Monday, December 27, 2010

Gas Pains (Exxon Mobil, XOM)

From the techniclish-momentous point of view, Exxon Mobil (XOM) doesn't look too bad at the moment. The stock price is up about 19% in the last three months, for a relative strength of 67% and steady, their MSN StockScouter Rating is 8/10, and their Motley Fool/MSN Caps Wisdom-of-Crowds/Self-Fulfilling-Prophecy Rating is 4/5. Standard and Poor's gives them five stars. Their trailing P/E, compared with their own last few years, is a little high, but not intolerable. Judging by past patterns, they should be increasing their dividend soon.


All of this is very nice, I suppose, but Warren Buffett says somewhere - What's an investment note without a reference to Warren Buffett? - that one is supposed to look at stock ownership as ownership in a company, and not as squiggles on a graph. And what has this company been doing lately? It's been buying companies which own natural gas rights right and left. (Or they have been buying companies which have natural gas left left and right.) Well, in case you haven't noticed, natural gas is really, really cheap at the moment, and some say that the price could easily start increasing in a year or so. (And I say: Never pay attention to anyone's prediction about any commodity price under any circumstances.) Jim Jubak suggests somewhere that the special talent of XOM's management is finding medium-term ways to make money out of the fossil fuel biz, if not directly out of fossil fuels, in all conditions.

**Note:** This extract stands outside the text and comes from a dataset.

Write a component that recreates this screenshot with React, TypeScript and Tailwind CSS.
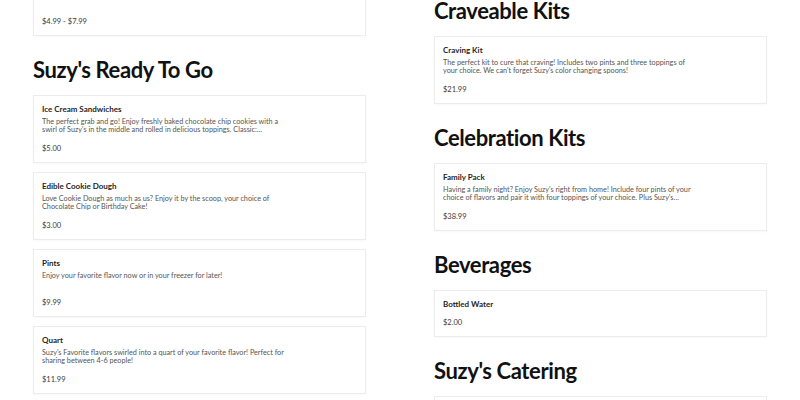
import React from "react";

type Item = { title: string; desc?: string; price: string };
type Section = { heading?: string; items: Item[] };

const left: Section[] = [
  {
    items: [
      {
        title: "Cups & Cones",
        desc: "Choose your favorite flavor served in a cup or a freshly made waffle cone.",
        price: "$4.99 - $7.99",
      },
    ],
  },
  {
    heading: "Suzy's Ready To Go",
    items: [
      {
        title: "Ice Cream Sandwiches",
        desc: "The perfect grab and go! Enjoy freshly baked chocolate chip cookies with a swirl of Suzy's in the middle and rolled in delicious toppings. Classic:…",
        price: "$5.00",
      },
      {
        title: "Edible Cookie Dough",
        desc: "Love Cookie Dough as much as us? Enjoy it by the scoop, your choice of Chocolate Chip or Birthday Cake!",
        price: "$3.00",
      },
      {
        title: "Pints",
        desc: "Enjoy your favorite flavor now or in your freezer for later!",
        price: "$9.99",
      },
      {
        title: "Quart",
        desc: "Suzy's Favorite flavors swirled into a quart of your favorite flavor! Perfect for sharing between 4-6 people!",
        price: "$11.99",
      },
    ],
  },
];

const right: Section[] = [
  {
    heading: "Craveable Kits",
    items: [
      {
        title: "Craving Kit",
        desc: "The perfect kit to cure that craving! Includes two pints and three toppings of your choice. We can't forget Suzy's color changing spoons!",
        price: "$21.99",
      },
    ],
  },
  {
    heading: "Celebration Kits",
    items: [
      {
        title: "Family Pack",
        desc: "Having a family night? Enjoy Suzy's right from home! Include four pints of your choice of flavors and pair it with four toppings of your choice. Plus Suzy's…",
        price: "$38.99",
      },
    ],
  },
  {
    heading: "Beverages",
    items: [{ title: "Bottled Water", price: "$2.00" }],
  },
  {
    heading: "Suzy's Catering",
    items: [
      {
        title: "Catering Package",
        desc: "Bring Suzy's to your next event with a full sundae bar for your guests.",
        price: "$150.00",
      },
    ],
  },
];

function Card({ item }: { item: Item }) {
  return (
    <div className="border border-[#ececec] bg-white pt-[8px] pb-[8px] pl-[8px] pr-[8px] shadow-[0_1px_2px_rgba(0,0,0,0.03)]">
      <div className="text-[8px] leading-[10px] font-bold text-[#1f1f1f]">{item.title}</div>
      {item.desc && (
        <div className="mt-[4px] h-[15px] w-[251px] overflow-hidden text-[7.25px] leading-[7.5px] text-[#555] line-clamp-2">
          {item.desc}
        </div>
      )}
      <div className={(item.desc ? "mt-[11px]" : "mt-[9px]") + " text-[7.5px] leading-[10px] text-[#3a3a3a]"}>
        {item.price}
      </div>
    </div>
  );
}

function Column({ sections, className }: { sections: Section[]; className: string }) {
  return (
    <div className={"flex flex-col " + className}>
      {sections.map((s, i) => (
        <div key={i} className={i > 0 ? "mt-[20px]" : ""}>
          {s.heading && (
            <h2 className="mb-[11px] text-[22px] leading-[28px] font-bold text-[#111] tracking-[-0.4px]">
              {s.heading}
            </h2>
          )}
          <div className="flex flex-col gap-[9px]">
            {s.items.map((it, j) => (
              <Card key={j} item={it} />
            ))}
          </div>
        </div>
      ))}
    </div>
  );
}

export default function App() {
  return (
    <div
      className="h-[400px] w-[800px] overflow-hidden bg-white"
      style={{ fontFamily: 'Lato, "Open Sans", sans-serif' }}
    >
      <div className="grid grid-cols-2 gap-x-[68px] px-[33px]">
        <Column sections={left} className="-mt-[32px]" />
        <Column sections={right} className="-mt-[3px]" />
      </div>
    </div>
  );
}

Add to all of that the fact that human beings seem to be taking fossil fuels out of the ground a lot faster than the forces of nature are putting them back, and that the profits of the big oil companies have long shown a tendency to correlate with the price of oil, XOM might be worth buying right now. Or might not. And only as part of your regular program of dental hygiene, including regular professional care.